*Exercise task:*
Look through the listing below for the line containing "Generate a component". Copy it and each line after it up to and including the line containing "string; value: string;", exactly, leaving out pictures.

*Task inputs:*
┄┄┄┄┄┄┄┄┄┄

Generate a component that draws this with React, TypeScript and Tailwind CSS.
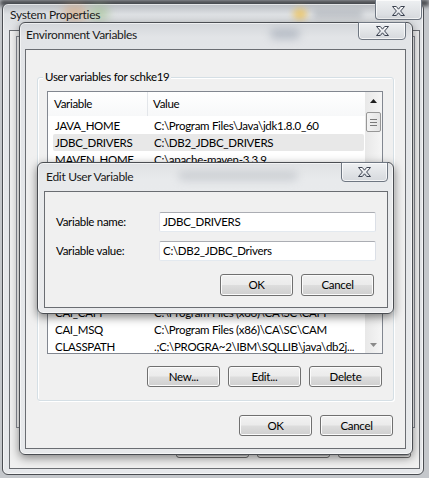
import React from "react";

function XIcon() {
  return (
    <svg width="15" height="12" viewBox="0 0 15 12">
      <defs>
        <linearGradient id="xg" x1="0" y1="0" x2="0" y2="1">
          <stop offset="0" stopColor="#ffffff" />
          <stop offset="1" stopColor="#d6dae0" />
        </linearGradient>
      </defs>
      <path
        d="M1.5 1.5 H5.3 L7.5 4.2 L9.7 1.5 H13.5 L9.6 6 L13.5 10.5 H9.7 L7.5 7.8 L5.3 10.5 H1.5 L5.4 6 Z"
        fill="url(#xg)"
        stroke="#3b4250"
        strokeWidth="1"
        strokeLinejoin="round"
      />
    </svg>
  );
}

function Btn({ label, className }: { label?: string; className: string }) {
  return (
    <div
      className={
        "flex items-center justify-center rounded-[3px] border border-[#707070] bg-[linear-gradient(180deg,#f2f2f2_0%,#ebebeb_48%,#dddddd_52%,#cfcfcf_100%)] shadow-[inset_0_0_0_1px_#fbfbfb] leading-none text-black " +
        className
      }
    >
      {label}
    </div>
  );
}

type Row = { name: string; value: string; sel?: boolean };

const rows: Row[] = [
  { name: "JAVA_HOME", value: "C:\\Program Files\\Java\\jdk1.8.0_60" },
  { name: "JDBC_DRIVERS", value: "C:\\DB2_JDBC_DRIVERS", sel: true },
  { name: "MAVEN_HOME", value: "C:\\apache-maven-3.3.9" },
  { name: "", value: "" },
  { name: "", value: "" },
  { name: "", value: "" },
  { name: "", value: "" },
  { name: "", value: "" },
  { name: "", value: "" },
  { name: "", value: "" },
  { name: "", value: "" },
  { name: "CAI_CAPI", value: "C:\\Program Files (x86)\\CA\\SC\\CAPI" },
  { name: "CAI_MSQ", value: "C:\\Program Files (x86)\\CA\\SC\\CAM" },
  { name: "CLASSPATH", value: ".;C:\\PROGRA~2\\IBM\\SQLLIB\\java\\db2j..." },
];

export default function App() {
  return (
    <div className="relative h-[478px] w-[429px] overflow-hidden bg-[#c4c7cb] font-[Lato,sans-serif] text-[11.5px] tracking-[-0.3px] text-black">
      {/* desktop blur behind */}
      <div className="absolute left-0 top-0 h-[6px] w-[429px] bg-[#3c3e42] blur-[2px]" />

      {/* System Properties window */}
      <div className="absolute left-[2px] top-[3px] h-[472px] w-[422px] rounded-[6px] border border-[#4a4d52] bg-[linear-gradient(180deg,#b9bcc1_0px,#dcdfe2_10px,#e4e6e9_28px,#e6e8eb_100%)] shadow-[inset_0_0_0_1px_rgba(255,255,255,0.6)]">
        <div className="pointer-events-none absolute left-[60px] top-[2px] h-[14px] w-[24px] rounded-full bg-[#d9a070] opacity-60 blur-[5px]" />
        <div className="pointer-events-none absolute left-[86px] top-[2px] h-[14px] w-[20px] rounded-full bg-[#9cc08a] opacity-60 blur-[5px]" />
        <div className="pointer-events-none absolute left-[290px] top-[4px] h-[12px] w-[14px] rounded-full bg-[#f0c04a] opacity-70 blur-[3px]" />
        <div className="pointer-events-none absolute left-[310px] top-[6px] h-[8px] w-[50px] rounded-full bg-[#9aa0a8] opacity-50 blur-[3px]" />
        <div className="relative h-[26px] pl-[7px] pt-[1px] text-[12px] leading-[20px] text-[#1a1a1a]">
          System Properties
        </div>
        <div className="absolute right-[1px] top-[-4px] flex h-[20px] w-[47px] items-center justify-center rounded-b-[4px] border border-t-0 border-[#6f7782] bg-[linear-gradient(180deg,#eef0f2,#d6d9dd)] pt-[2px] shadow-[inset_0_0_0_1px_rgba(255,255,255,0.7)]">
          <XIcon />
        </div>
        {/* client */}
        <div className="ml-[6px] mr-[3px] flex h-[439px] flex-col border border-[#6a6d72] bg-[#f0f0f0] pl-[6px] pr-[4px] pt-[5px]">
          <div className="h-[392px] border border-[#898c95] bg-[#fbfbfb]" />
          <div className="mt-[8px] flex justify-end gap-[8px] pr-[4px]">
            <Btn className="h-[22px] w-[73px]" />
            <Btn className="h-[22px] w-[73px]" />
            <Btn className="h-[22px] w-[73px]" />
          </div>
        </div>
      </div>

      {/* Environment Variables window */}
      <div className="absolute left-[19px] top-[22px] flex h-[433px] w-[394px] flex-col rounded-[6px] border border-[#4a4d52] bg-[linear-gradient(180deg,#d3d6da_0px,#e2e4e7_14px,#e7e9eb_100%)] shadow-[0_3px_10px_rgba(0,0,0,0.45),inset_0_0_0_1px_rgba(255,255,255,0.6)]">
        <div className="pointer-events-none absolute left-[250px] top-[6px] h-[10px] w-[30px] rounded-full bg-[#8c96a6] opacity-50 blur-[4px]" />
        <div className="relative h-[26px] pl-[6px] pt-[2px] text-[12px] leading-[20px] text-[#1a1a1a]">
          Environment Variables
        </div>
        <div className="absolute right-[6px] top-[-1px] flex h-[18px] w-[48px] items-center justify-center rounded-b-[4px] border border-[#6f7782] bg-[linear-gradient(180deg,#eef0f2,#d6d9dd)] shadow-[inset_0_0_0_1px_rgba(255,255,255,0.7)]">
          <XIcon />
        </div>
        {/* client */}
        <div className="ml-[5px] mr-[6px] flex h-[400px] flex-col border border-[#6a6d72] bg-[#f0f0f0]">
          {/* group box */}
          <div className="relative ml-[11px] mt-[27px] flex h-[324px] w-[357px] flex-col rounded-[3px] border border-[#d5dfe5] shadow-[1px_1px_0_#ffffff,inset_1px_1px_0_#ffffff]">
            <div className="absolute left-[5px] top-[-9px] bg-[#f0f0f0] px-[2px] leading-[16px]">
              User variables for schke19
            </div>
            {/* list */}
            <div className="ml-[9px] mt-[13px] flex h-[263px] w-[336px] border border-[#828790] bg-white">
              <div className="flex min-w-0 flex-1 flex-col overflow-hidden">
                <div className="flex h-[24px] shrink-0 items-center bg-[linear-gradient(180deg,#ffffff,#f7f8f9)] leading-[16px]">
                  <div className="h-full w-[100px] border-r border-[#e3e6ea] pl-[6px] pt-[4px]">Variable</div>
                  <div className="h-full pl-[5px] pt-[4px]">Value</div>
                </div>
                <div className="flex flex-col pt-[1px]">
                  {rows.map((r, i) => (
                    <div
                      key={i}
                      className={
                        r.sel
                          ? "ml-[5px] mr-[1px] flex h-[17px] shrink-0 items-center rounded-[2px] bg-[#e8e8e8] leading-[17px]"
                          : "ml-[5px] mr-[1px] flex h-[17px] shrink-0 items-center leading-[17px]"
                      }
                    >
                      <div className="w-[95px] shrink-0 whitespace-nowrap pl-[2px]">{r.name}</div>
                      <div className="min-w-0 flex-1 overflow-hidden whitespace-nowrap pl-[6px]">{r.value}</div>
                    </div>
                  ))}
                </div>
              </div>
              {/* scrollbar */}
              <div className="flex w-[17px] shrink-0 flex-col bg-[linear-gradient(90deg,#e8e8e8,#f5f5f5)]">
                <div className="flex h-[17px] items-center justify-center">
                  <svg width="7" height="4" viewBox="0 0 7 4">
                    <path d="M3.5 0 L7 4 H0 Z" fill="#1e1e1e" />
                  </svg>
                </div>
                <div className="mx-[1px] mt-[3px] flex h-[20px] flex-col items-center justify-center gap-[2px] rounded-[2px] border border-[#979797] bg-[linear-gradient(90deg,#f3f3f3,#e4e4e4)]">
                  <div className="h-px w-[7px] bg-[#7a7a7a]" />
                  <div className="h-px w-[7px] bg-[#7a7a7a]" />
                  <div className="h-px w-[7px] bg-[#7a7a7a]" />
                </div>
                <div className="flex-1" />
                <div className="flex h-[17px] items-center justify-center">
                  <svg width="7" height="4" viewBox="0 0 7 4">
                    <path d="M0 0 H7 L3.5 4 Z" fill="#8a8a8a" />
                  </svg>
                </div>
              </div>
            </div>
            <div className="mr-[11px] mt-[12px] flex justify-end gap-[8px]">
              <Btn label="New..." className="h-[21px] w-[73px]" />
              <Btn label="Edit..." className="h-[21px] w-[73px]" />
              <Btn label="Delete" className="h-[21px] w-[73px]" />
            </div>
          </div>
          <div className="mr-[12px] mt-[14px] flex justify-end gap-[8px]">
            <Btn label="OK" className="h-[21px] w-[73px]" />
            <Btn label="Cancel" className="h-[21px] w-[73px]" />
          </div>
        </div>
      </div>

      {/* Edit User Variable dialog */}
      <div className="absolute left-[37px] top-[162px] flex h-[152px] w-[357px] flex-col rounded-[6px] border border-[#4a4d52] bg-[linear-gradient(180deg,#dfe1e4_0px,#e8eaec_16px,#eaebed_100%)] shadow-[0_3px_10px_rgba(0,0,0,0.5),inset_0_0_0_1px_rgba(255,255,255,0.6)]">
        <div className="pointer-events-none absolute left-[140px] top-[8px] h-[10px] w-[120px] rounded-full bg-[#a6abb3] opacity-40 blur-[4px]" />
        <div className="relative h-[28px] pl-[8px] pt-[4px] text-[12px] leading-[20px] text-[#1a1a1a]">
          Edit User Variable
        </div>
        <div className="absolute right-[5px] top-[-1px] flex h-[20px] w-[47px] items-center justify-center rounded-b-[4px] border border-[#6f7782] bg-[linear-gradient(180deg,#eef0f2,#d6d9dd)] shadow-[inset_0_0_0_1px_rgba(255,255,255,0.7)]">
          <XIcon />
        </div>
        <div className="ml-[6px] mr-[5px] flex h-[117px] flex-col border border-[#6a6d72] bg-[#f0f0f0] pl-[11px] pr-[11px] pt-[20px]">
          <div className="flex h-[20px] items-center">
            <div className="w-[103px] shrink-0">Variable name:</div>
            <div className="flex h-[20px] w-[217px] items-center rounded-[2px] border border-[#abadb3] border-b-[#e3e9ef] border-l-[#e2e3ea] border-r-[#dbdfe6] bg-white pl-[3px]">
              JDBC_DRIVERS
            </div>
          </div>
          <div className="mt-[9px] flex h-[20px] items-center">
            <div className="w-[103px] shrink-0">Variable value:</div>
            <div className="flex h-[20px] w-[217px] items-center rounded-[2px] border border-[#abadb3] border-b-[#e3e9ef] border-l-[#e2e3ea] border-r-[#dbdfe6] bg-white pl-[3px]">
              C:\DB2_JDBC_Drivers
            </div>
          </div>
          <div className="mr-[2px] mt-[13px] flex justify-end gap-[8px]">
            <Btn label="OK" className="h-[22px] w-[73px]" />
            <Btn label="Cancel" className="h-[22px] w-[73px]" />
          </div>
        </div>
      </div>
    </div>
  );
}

┄┄┄┄┄┄┄┄┄┄

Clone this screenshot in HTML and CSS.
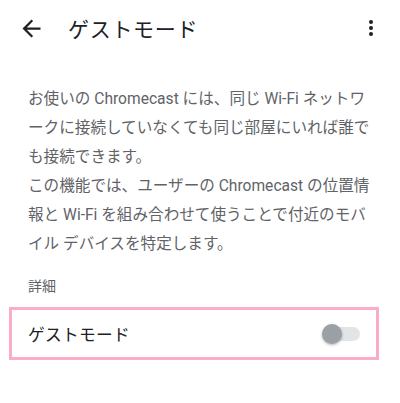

┄┄┄┄┄┄┄┄┄┄

*Exercise solution:*
Generate a component that draws this with React, TypeScript and Tailwind CSS.
import React from "react";

function XIcon() {
  return (
    <svg width="15" height="12" viewBox="0 0 15 12">
      <defs>
        <linearGradient id="xg" x1="0" y1="0" x2="0" y2="1">
          <stop offset="0" stopColor="#ffffff" />
          <stop offset="1" stopColor="#d6dae0" />
        </linearGradient>
      </defs>
      <path
        d="M1.5 1.5 H5.3 L7.5 4.2 L9.7 1.5 H13.5 L9.6 6 L13.5 10.5 H9.7 L7.5 7.8 L5.3 10.5 H1.5 L5.4 6 Z"
        fill="url(#xg)"
        stroke="#3b4250"
        strokeWidth="1"
        strokeLinejoin="round"
      />
    </svg>
  );
}

function Btn({ label, className }: { label?: string; className: string }) {
  return (
    <div
      className={
        "flex items-center justify-center rounded-[3px] border border-[#707070] bg-[linear-gradient(180deg,#f2f2f2_0%,#ebebeb_48%,#dddddd_52%,#cfcfcf_100%)] shadow-[inset_0_0_0_1px_#fbfbfb] leading-none text-black " +
        className
      }
    >
      {label}
    </div>
  );
}

type Row = { name: string; value: string; sel?: boolean };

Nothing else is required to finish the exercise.